Discours de Madame Francoise BRIQUEL CHATONNET, membre de l’Académie : « L’Église de l’Orient à la découverte du monde »

L’Église de l’Orient, née dans la Mésopotamie sous domination parthe puis sassanide, s’est développée hors de l’empire romain, sans le soutien d’un État résolument perse et zoroastrien et qui souvent ne lui était guère favorable. Elle a pourtant connu très tôt une expansion remarquable, ses missionnaires se lançant à la découverte du monde, dans un mouvement qui s’inscrit dans la suite de l’expédition d’Alexandre et des explorations de l’époque hellénistique et romaine.

On a peu de textes, qui ne manifestent pas de souci ethnographique. Mais quelques documents permettent de suivre cette expansion jusqu’en Inde et en Chine avant même la conquête arabo-musulmane, de mesurer quand même ce que fut la découverte d’autres milieux et d’autres mondes (l’empire chinois des Tang, les pêcheurs de perle du golfe Arabo-Persique), auxquels il fallait s’ouvrir pour leur apporter le message chrétien. Une découverte qui survint parfois dans l’autre sens, quand des chrétiens des confins orientaux du monde revenaient vers le cœur du monde syro-oriental, ou même partaient à la découverte de l’Extrême-Occident. 

 

Discours de Monsieur André VAUCHEZ, membre de l’Académie : « Des femmes maîtres spirituels ! Une découverte aux derniers siècles du Moyen Âge »

La notion de découverte est généralement liée dans notre esprit à l’idée d’un heureux hasard ayant permis de trouver des choses inattendues. Ainsi, l’archéologie a souvent progressé sous l’influence de trouvailles fortuites, qui ont parfois renouvelé notre connaissance d’une civilisation ou d’un aspect de son passé. Mais, dans le domaine des croyances et des comportements, la plupart des découvertes survenues à une époque donnée procèdent d’un mouvement de fond qui s’est préparé dans la pénombre et n’est sorti de l’obscurité qu’à la faveur d’un évènement apparemment imprévisible.

C’est ce qui s’est passé en Occident aux derniers siècles du Moyen Âge, quand la parole féminine, jusque-là presque inaudible ou dévaluée, fit irruption dans la vie de l’Église et de la société. Dans le contexte troublé des XIVe et XVe siècles, on découvrit en effet que les femmes pouvaient prononcer, à l’égal des hommes, une parole autorisée sur Dieu et sur l’amour, et devenir elles-mêmes des maîtres spirituels.
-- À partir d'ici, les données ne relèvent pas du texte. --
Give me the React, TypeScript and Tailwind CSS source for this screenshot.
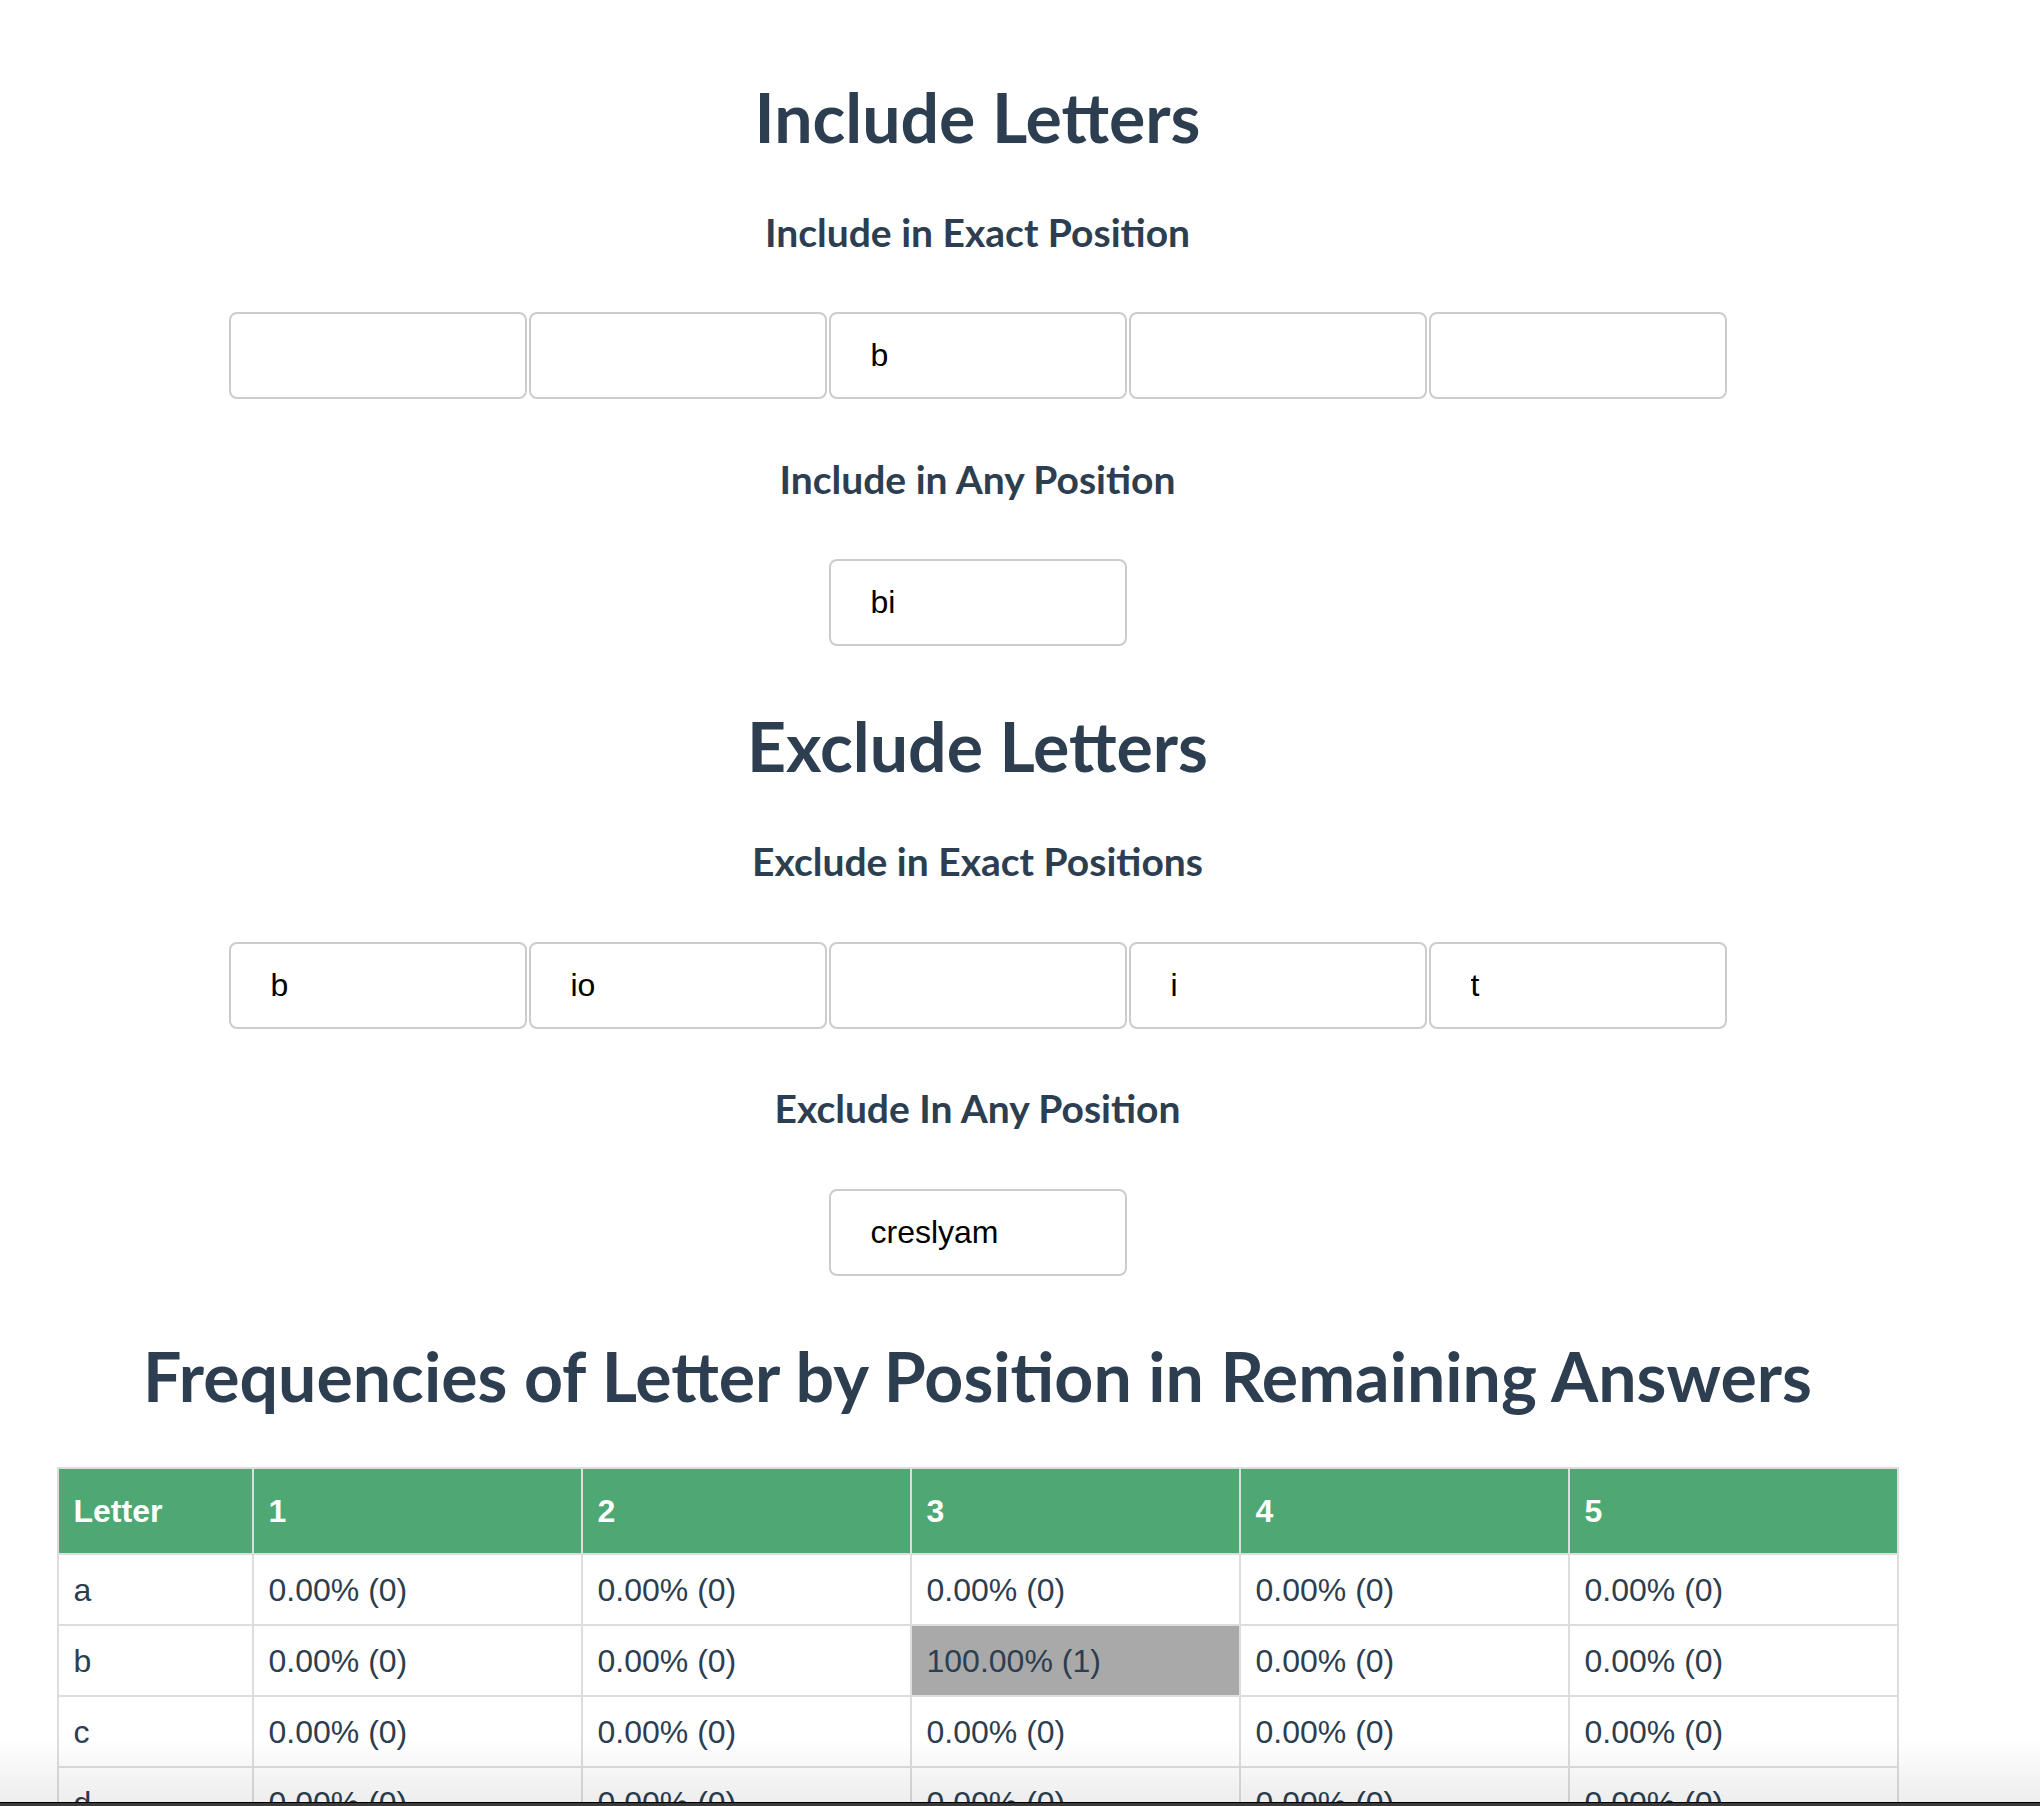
import React from "react";

const heading = "font-[Lato,sans-serif] font-bold text-[#2c3e50] text-center whitespace-nowrap";
const inputCls =
  "w-[298px] h-[87px] border-2 border-[#cccccc] rounded-[8px] pl-[40px] font-['Liberation_Sans',Arial,sans-serif] text-[32px] text-black outline-none bg-white";

const letters = "abcdefghijklmnopqrstuvwxyz".split("");

const LetterRow = ({ values }: { values: string[] }) => (
  <div className="flex gap-[2px]">
    {values.map((v, i) => (
      <input key={i} defaultValue={v} className={inputCls} />
    ))}
  </div>
);

const App = () => {
  return (
    <div className="relative h-[1806px] overflow-hidden bg-white">
      <div className="w-[1955px] flex flex-col items-center">
        <h1 className={`${heading} mt-[67px] h-[100px] leading-[100px] text-[68px]`}>Include Letters</h1>
        <h3 className={`${heading} mt-[35px] h-[60px] leading-[60px] text-[39px]`}>Include in Exact Position</h3>
        <div className="mt-[50px]">
          <LetterRow values={["", "", "b", "", ""]} />
        </div>
        <h3 className={`${heading} mt-[50px] h-[60px] leading-[60px] text-[39px]`}>Include in Any Position</h3>
        <input defaultValue="bi" className={`${inputCls} mt-[50px]`} />

        <h1 className={`${heading} mt-[50px] h-[100px] leading-[100px] text-[68px]`}>Exclude Letters</h1>
        <h3 className={`${heading} mt-[35px] h-[60px] leading-[60px] text-[39px]`}>Exclude in Exact Positions</h3>
        <div className="mt-[51px]">
          <LetterRow values={["b", "io", "", "i", "t"]} />
        </div>
        <h3 className={`${heading} mt-[49px] h-[60px] leading-[60px] text-[39px]`}>Exclude In Any Position</h3>
        <input defaultValue="creslyam" className={`${inputCls} mt-[51px]`} />

        <h1 className={`${heading} mt-[50px] h-[100px] leading-[100px] text-[68px]`}>
          Frequencies of Letter by Position in Remaining Answers
        </h1>

        <table className="mt-[41px] w-[1842px] table-fixed border-collapse font-['Liberation_Sans',Arial,sans-serif] text-[32px] text-[#2c3e50]">
          <colgroup>
            <col className="w-[195px]" />
            <col />
            <col />
            <col />
            <col />
            <col />
          </colgroup>
          <thead>
            <tr className="h-[86px] bg-[#4ea873]">
              {["Letter", "1", "2", "3", "4", "5"].map((h) => (
                <th key={h} className="border-2 border-[#dddddd] px-[15px] text-left font-bold text-white">
                  {h}
                </th>
              ))}
            </tr>
          </thead>
          <tbody>
            {letters.map((l) => (
              <tr key={l} className="h-[71px]">
                <td className="border-2 border-[#dddddd] px-[15px]">{l}</td>
                {[1, 2, 3, 4, 5].map((pos) => {
                  const hit = l === "b" && pos === 3;
                  return (
                    <td
                      key={pos}
                      className={`border-2 border-[#dddddd] px-[15px] ${hit ? "bg-[#a9a9a9]" : ""}`}
                    >
                      {hit ? "100.00% (1)" : "0.00% (0)"}
                    </td>
                  );
                })}
              </tr>
            ))}
          </tbody>
        </table>
      </div>

      {/* window shadow and bottom edge */}
      <div className="absolute left-0 right-0 bottom-[4px] h-[64px] bg-linear-to-b from-black/0 to-black/[0.07]" />
      <div className="absolute left-0 right-0 bottom-0 h-[4px] border-t border-black bg-[#3a3a3a]" />
    </div>
  );
};

export default App;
Dans ce domaine, le tournant décisif se situe autour des années 1300/1330. Trois figures féminines sont étudiées ici dans cette perspective : Guillemette de Milan (+ v.1281) qui semble avoir présenté les femmes comme les porte-paroles du Saint-Esprit, Angèle de Foligno (+1309), une mystique ombrienne d’obédience franciscaine dont le  « Livre » constitue un manuel de vie mystique exaltant le rôle de l’amour dans la vie spirituelle, et Marguerite Porète, auteur du Miroir des simples âmes, qui fut condamnée et brûlée à Paris en 1309 en même temps que son ouvrage. Toutes trois, et plusieurs autres à leur suite, ont été découvertes avec stupeur par leurs contemporains. La première réaction de l’Église et de la société face à ces femmes et à leurs affirmations fut un rejet, qui s’est traduit par la mort violente de deux d’entre elles et par la condamnation de leurs écrits. Mais la pertinence de leur démarche fut reconnue quelques siècles plus tard, à la suite d’une redécouverte de leurs œuvres et de leur message, qui nous interpelle encore aujourd’hui.